PROBLEM TO WORK ON
Tally each line where the word "page" occurs, then give only the total.

--*--

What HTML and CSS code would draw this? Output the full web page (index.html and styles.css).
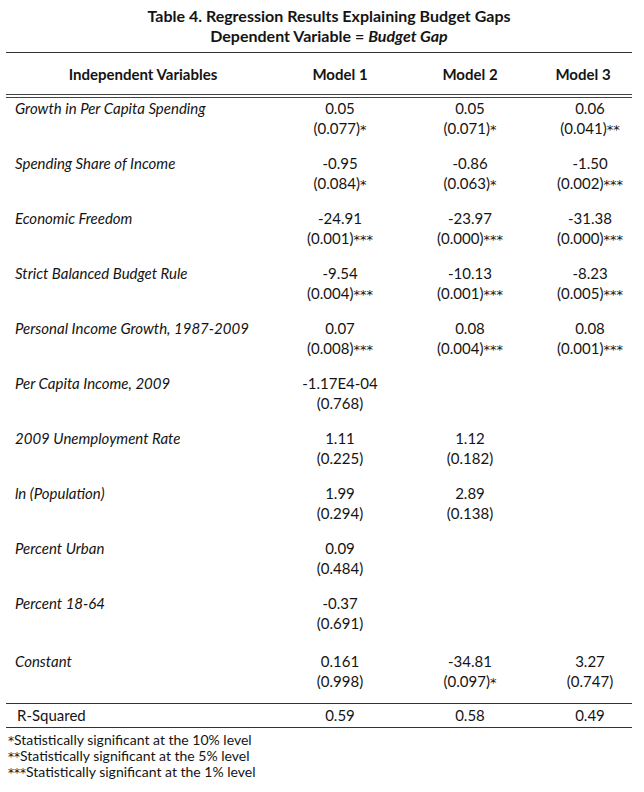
FILE: index.html
```html
<!DOCTYPE html>
<html>
<head>
<meta charset="utf-8">
<link rel="stylesheet" href="styles.css">
</head>
<body>
<div class="page">
  <div class="title">
    <div>Table 4. Regression Results Explaining Budget Gaps</div>
    <div>Dependent Variable = <em>Budget Gap</em></div>
  </div>
  <table class="reg">
    <colgroup>
      <col class="c0"><col class="c1"><col class="c2"><col class="c3">
    </colgroup>
    <thead>
      <tr>
        <th class="hvar">Independent Variables</th>
        <th>Model 1</th>
        <th>Model 2</th>
        <th class="h3">Model 3</th>
      </tr>
    </thead>
    <tbody>
      <tr><td class="var">Growth in Per Capita Spending</td><td><div>0.05</div><div>(0.077)<span class="sig">*</span></div></td><td><div>0.05</div><div>(0.071)<span class="sig">*</span></div></td><td class="m3"><div>0.06</div><div>(0.041)<span class="sig">**</span></div></td></tr>
      <tr><td class="var">Spending Share of Income</td><td><div>-0.95</div><div>(0.084)<span class="sig">*</span></div></td><td><div>-0.86</div><div>(0.063)<span class="sig">*</span></div></td><td class="m3"><div>-1.50</div><div>(0.002)<span class="sig">***</span></div></td></tr>
      <tr><td class="var">Economic Freedom</td><td><div>-24.91</div><div>(0.001)<span class="sig">***</span></div></td><td><div>-23.97</div><div>(0.000)<span class="sig">***</span></div></td><td class="m3"><div>-31.38</div><div>(0.000)<span class="sig">***</span></div></td></tr>
      <tr><td class="var">Strict Balanced Budget Rule</td><td><div>-9.54</div><div>(0.004)<span class="sig">***</span></div></td><td><div>-10.13</div><div>(0.001)<span class="sig">***</span></div></td><td class="m3"><div>-8.23</div><div>(0.005)<span class="sig">***</span></div></td></tr>
      <tr><td class="var">Personal Income Growth, 1987-2009</td><td><div>0.07</div><div>(0.008)<span class="sig">***</span></div></td><td><div>0.08</div><div>(0.004)<span class="sig">***</span></div></td><td class="m3"><div>0.08</div><div>(0.001)<span class="sig">***</span></div></td></tr>
      <tr><td class="var">Per Capita Income, 2009</td><td><div>-1.17E4-04</div><div>(0.768)</div></td><td></td><td class="m3"></td></tr>
      <tr><td class="var">2009 Unemployment Rate</td><td><div>1.11</div><div>(0.225)</div></td><td><div>1.12</div><div>(0.182)</div></td><td class="m3"></td></tr>
      <tr><td class="var">ln (Population)</td><td><div>1.99</div><div>(0.294)</div></td><td><div>2.89</div><div>(0.138)</div></td><td class="m3"></td></tr>
      <tr><td class="var">Percent Urban</td><td><div>0.09</div><div>(0.484)</div></td><td></td><td class="m3"></td></tr>
      <tr><td class="var">Percent 18-64</td><td><div>-0.37</div><div>(0.691)</div></td><td></td><td class="m3"></td></tr>
      <tr class="const"><td class="var">Constant</td><td><div>0.161</div><div>(0.998)</div></td><td><div>-34.81</div><div>(0.097)<span class="sig">*</span></div></td><td class="m3"><div>3.27</div><div>(0.747)</div></td></tr>
      <tr class="rsq"><td class="plain">R-Squared</td><td>0.59</td><td>0.58</td><td class="m3">0.49</td></tr>
    </tbody>
  </table>
  <div class="notes">
    <div><span class="sig">*</span>Statistically significant at the 10% level</div>
    <div><span class="sig">**</span>Statistically significant at the 5% level</div>
    <div><span class="sig">***</span>Statistically significant at the 1% level</div>
  </div>
</div>
</body>
</html>
```
FILE: styles.css
```css
html, body {
  margin: 0;
  padding: 0;
  background: #ffffff;
}
body {
  font-family: "Lato", "Open Sans", sans-serif;
  font-size: 15px;
  color: #141414;
}
.page {
  width: 644px;
  padding-top: 6px;
}
.title {
  text-align: center;
  font-weight: bold;
  font-size: 16px;
  line-height: 20px;
  padding-left: 14px;
}
.title em {
  font-style: italic;
}
.sig {
  font-family: "DejaVu Sans", sans-serif;
  font-size: 13px;
  line-height: 8px;
}
.reg {
  margin-top: 6px;
  margin-left: 6px;
  width: 626px;
  border-collapse: collapse;
  table-layout: fixed;
}
.c0 { width: 274px; }
.c1 { width: 120px; }
.c2 { width: 140px; }
.c3 { width: 92px; }
.reg thead th {
  border-top: 1px solid #333;
  border-bottom: 4px double #444;
  height: 41px;
  padding: 0;
  font-weight: bold;
  text-align: center;
  line-height: 20px;
}
.reg thead th.h3 {
  padding-right: 6px;
}
.reg td {
  padding: 0 0 15px 0;
  vertical-align: top;
  text-align: center;
  line-height: 20px;
}
.reg td.m3 {
  padding-left: 8px;
}
.reg td.var {
  text-align: left;
  font-style: italic;
  padding-left: 9px;
}
.reg tr.const td {
  padding-top: 3px;
  padding-bottom: 12px;
  border-bottom: 1px solid #333;
}
.reg tr.rsq td {
  padding: 1px 0 1px 0;
  line-height: 21px;
  border-bottom: 1px solid #333;
}
.reg tr.rsq td.plain {
  text-align: left;
  padding-left: 11px;
}
.reg tr.rsq td.m3 {
  padding-left: 8px;
}
.notes {
  padding-left: 8px;
  padding-top: 4px;
  font-size: 14px;
  line-height: 16px;
}
.notes .sig {
  font-size: 12px;
}
```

--*--

SOLUTION TO THIS TASK
3